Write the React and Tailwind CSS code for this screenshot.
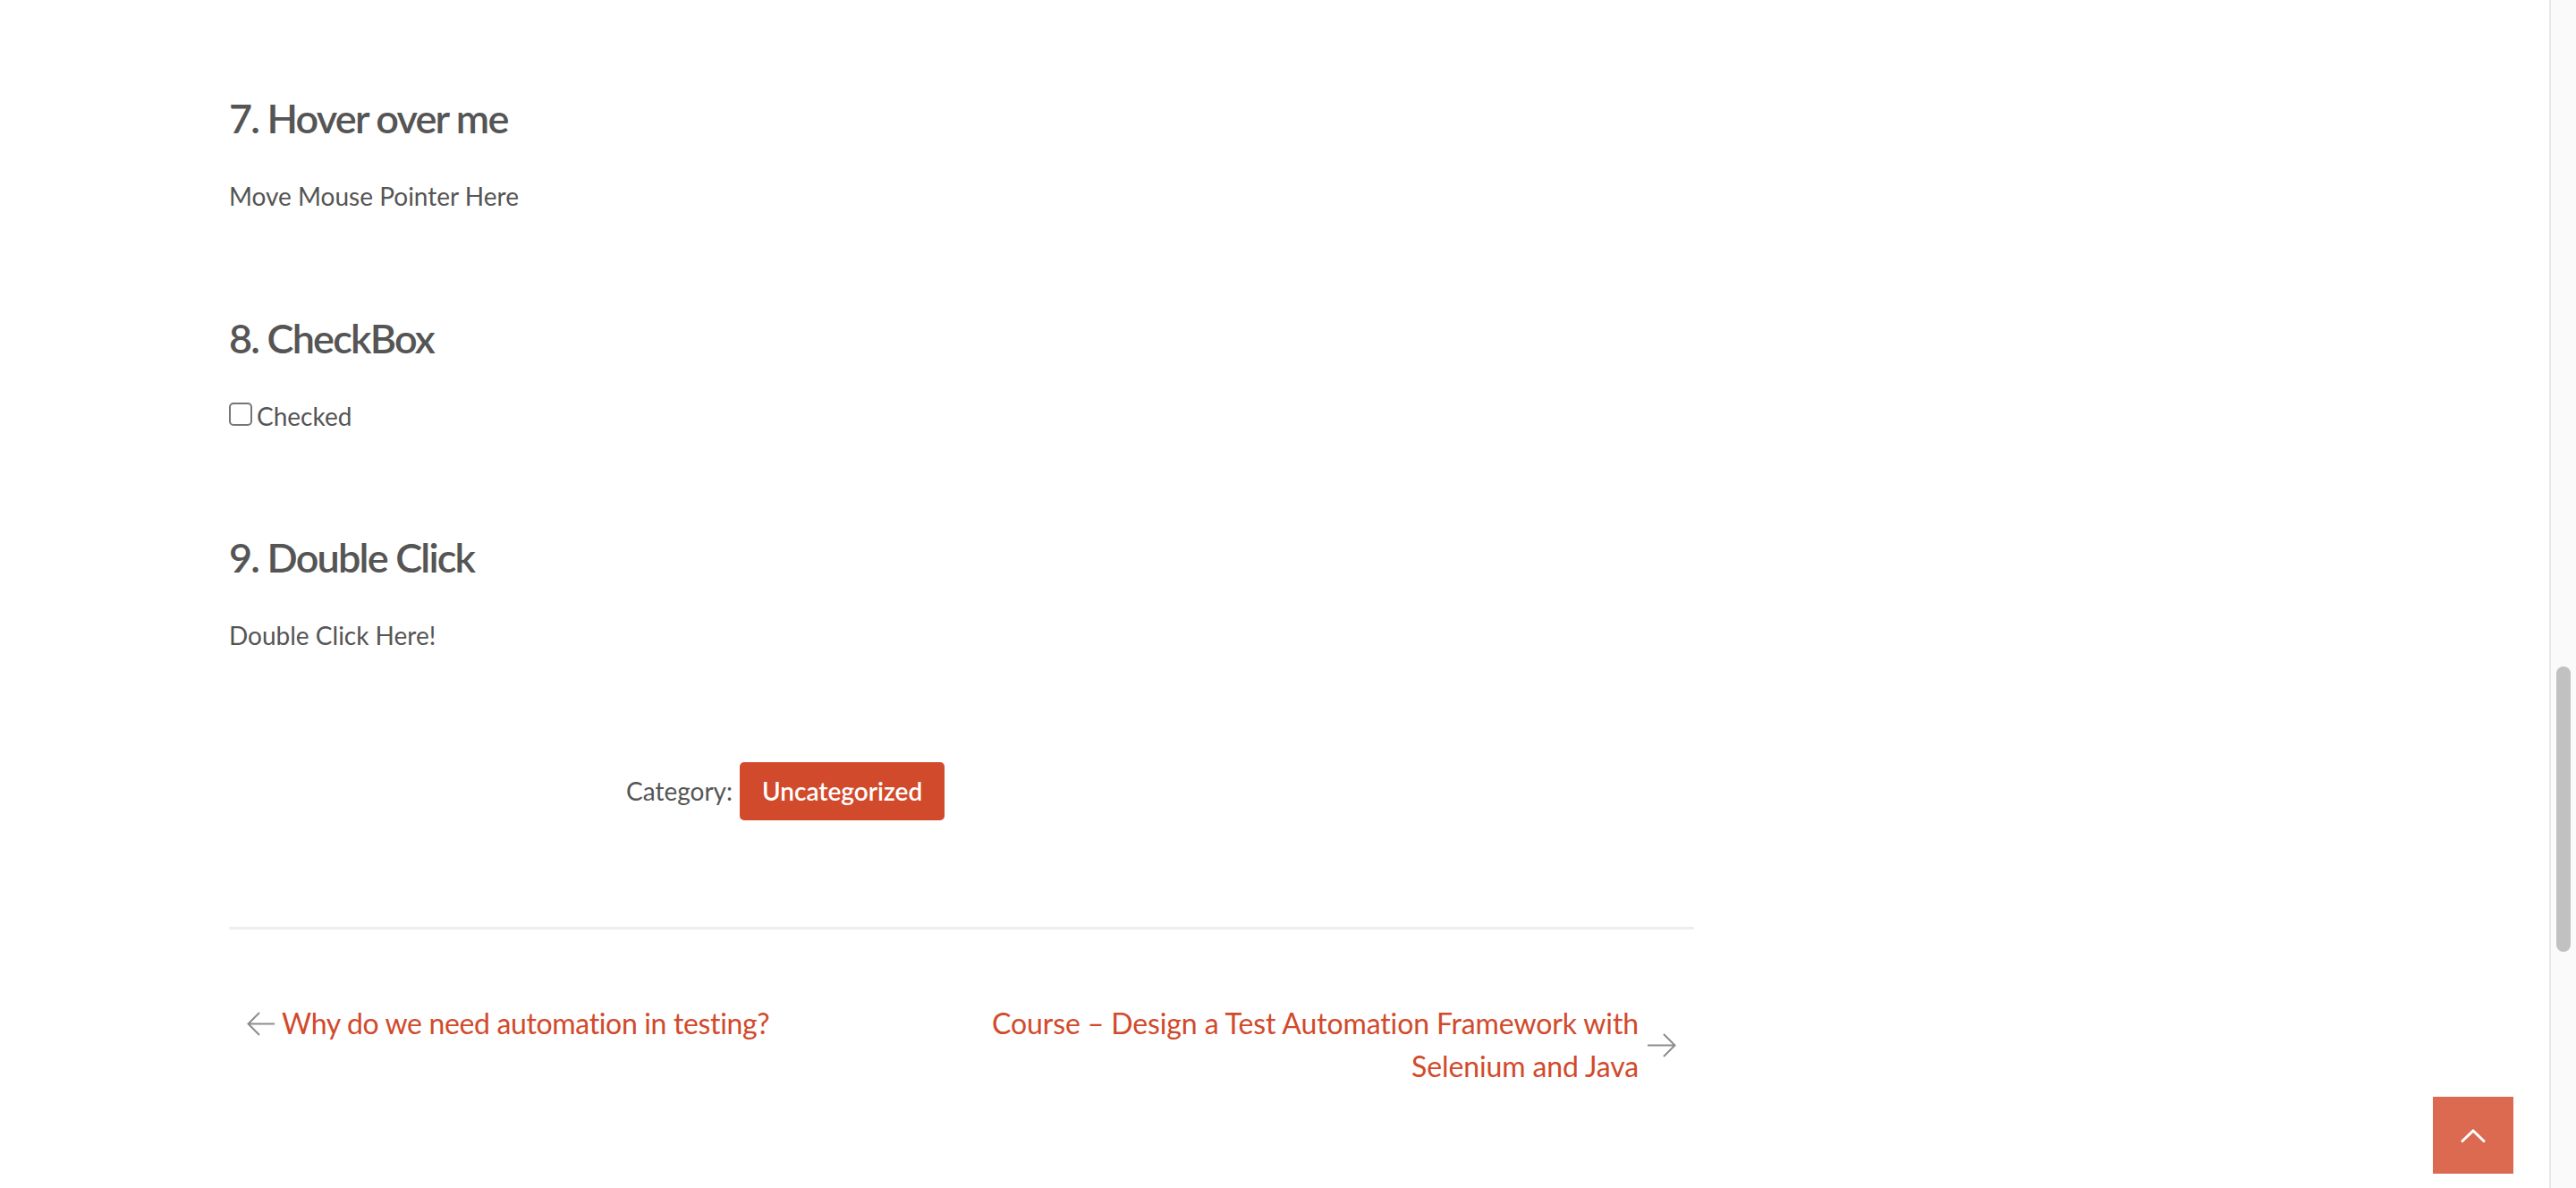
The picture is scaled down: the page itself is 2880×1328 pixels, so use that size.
import React from "react"

function Section({ title, children, className = "" }) {
  return (
    <section className={className}>
      <h2 className="text-[45px] leading-[54px] font-semibold tracking-[-1.8px] text-[#555]">{title}</h2>
      <div className="mt-[40px] text-[28px] leading-[40px]">{children}</div>
    </section>
  )
}

function ArrowLeft() {
  return (
    <svg width="31" height="27" viewBox="0 0 31 27" fill="none" stroke="#8c8c8c" strokeWidth="2">
      <path d="M1.5 13.5H31M14 1L1.5 13.5L14 26" />
    </svg>
  )
}

function ArrowRight() {
  return (
    <svg width="32" height="27" viewBox="0 0 32 27" fill="none" stroke="#8c8c8c" strokeWidth="2">
      <path d="M0 13.5H30.5M18 1L30.5 13.5L18 26" />
    </svg>
  )
}

export default function App() {
  return (
    <div className="flex h-[1328px] w-[2880px] overflow-hidden bg-white font-['Lato',sans-serif] text-[#555]">
      <main className="relative flex-1">
        <article className="ml-[256px] w-[1638px] pt-[105px]">
          <Section title="7. Hover over me">
            <p>Move Mouse Pointer Here</p>
          </Section>

          <Section title="8. CheckBox" className="mt-[112px]">
            <label>
              <span className="mr-[5px] inline-block h-[26px] w-[26px] rounded-[5px] border-2 border-[#767676] bg-white align-baseline" />
              Checked
            </label>
          </Section>

          <Section title="9. Double Click" className="mt-[111px]">
            <p>Double Click Here!</p>
          </Section>

          <div className="mt-[122px] flex items-baseline pl-[444px] text-[28px] leading-[40px]">
            <span>Category:</span>
            <a className="ml-[8px] rounded-[5px] bg-[#d14a2b] px-[25px] py-[12px] leading-[41px] font-semibold text-white">
              Uncategorized
            </a>
          </div>

          <div className="mt-[119px] h-[3px] bg-[#eeeeee]" />

          <nav className="mt-[81px] flex items-start justify-between px-[20px] text-[32px] leading-[48px] text-[#d14a2b]">
            <a className="flex items-center gap-[8px]">
              <ArrowLeft />
              <span className="tracking-[-0.35px]">Why do we need automation in testing?</span>
            </a>
            <a className="flex items-center gap-[10px]">
              <span className="w-[760px] text-right tracking-[-0.12px]">
                Course – Design a Test Automation Framework with Selenium and Java
              </span>
              <ArrowRight />
            </a>
          </nav>
        </article>

        <button className="absolute right-[40px] bottom-[16px] flex h-[86px] w-[90px] items-center justify-center bg-[#db6a51]">
          <svg width="28" height="18" viewBox="0 0 28 18" fill="none" stroke="#fff" strokeWidth="3" strokeLinecap="round">
            <polyline points="2,15.5 14,4 26,15.5" />
          </svg>
        </button>
      </main>

      <aside className="w-[30px] border-l-2 border-[#e8e8e8] bg-[#fafafa]">
        <div className="mt-[745px] ml-[6px] h-[319px] w-[16px] rounded-full bg-[#c1c1c1]" />
      </aside>
    </div>
  )
}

=== TASK TO COMPLETE ===
Transcribe the whole listing, character for character, but not its images.

=== TASK RESPONSE ===
Write the React and Tailwind CSS code for this screenshot.
The picture is scaled down: the page itself is 2880×1328 pixels, so use that size.
import React from "react"

function Section({ title, children, className = "" }) {
  return (
    <section className={className}>
      <h2 className="text-[45px] leading-[54px] font-semibold tracking-[-1.8px] text-[#555]">{title}</h2>
      <div className="mt-[40px] text-[28px] leading-[40px]">{children}</div>
    </section>
  )
}

function ArrowLeft() {
  return (
    <svg width="31" height="27" viewBox="0 0 31 27" fill="none" stroke="#8c8c8c" strokeWidth="2">
      <path d="M1.5 13.5H31M14 1L1.5 13.5L14 26" />
    </svg>
  )
}

function ArrowRight() {
  return (
    <svg width="32" height="27" viewBox="0 0 32 27" fill="none" stroke="#8c8c8c" strokeWidth="2">
      <path d="M0 13.5H30.5M18 1L30.5 13.5L18 26" />
    </svg>
  )
}

export default function App() {
  return (
    <div className="flex h-[1328px] w-[2880px] overflow-hidden bg-white font-['Lato',sans-serif] text-[#555]">
      <main className="relative flex-1">
        <article className="ml-[256px] w-[1638px] pt-[105px]">
          <Section title="7. Hover over me">
            <p>Move Mouse Pointer Here</p>
          </Section>

          <Section title="8. CheckBox" className="mt-[112px]">
            <label>
              <span className="mr-[5px] inline-block h-[26px] w-[26px] rounded-[5px] border-2 border-[#767676] bg-white align-baseline" />
              Checked
            </label>
          </Section>

          <Section title="9. Double Click" className="mt-[111px]">
            <p>Double Click Here!</p>
          </Section>

          <div className="mt-[122px] flex items-baseline pl-[444px] text-[28px] leading-[40px]">
            <span>Category:</span>
            <a className="ml-[8px] rounded-[5px] bg-[#d14a2b] px-[25px] py-[12px] leading-[41px] font-semibold text-white">
              Uncategorized
            </a>
          </div>

          <div className="mt-[119px] h-[3px] bg-[#eeeeee]" />

          <nav className="mt-[81px] flex items-start justify-between px-[20px] text-[32px] leading-[48px] text-[#d14a2b]">
            <a className="flex items-center gap-[8px]">
              <ArrowLeft />
              <span className="tracking-[-0.35px]">Why do we need automation in testing?</span>
            </a>
            <a className="flex items-center gap-[10px]">
              <span className="w-[760px] text-right tracking-[-0.12px]">
                Course – Design a Test Automation Framework with Selenium and Java
              </span>
              <ArrowRight />
            </a>
          </nav>
        </article>

        <button className="absolute right-[40px] bottom-[16px] flex h-[86px] w-[90px] items-center justify-center bg-[#db6a51]">
          <svg width="28" height="18" viewBox="0 0 28 18" fill="none" stroke="#fff" strokeWidth="3" strokeLinecap="round">
            <polyline points="2,15.5 14,4 26,15.5" />
          </svg>
        </button>
      </main>

      <aside className="w-[30px] border-l-2 border-[#e8e8e8] bg-[#fafafa]">
        <div className="mt-[745px] ml-[6px] h-[319px] w-[16px] rounded-full bg-[#c1c1c1]" />
      </aside>
    </div>
  )
}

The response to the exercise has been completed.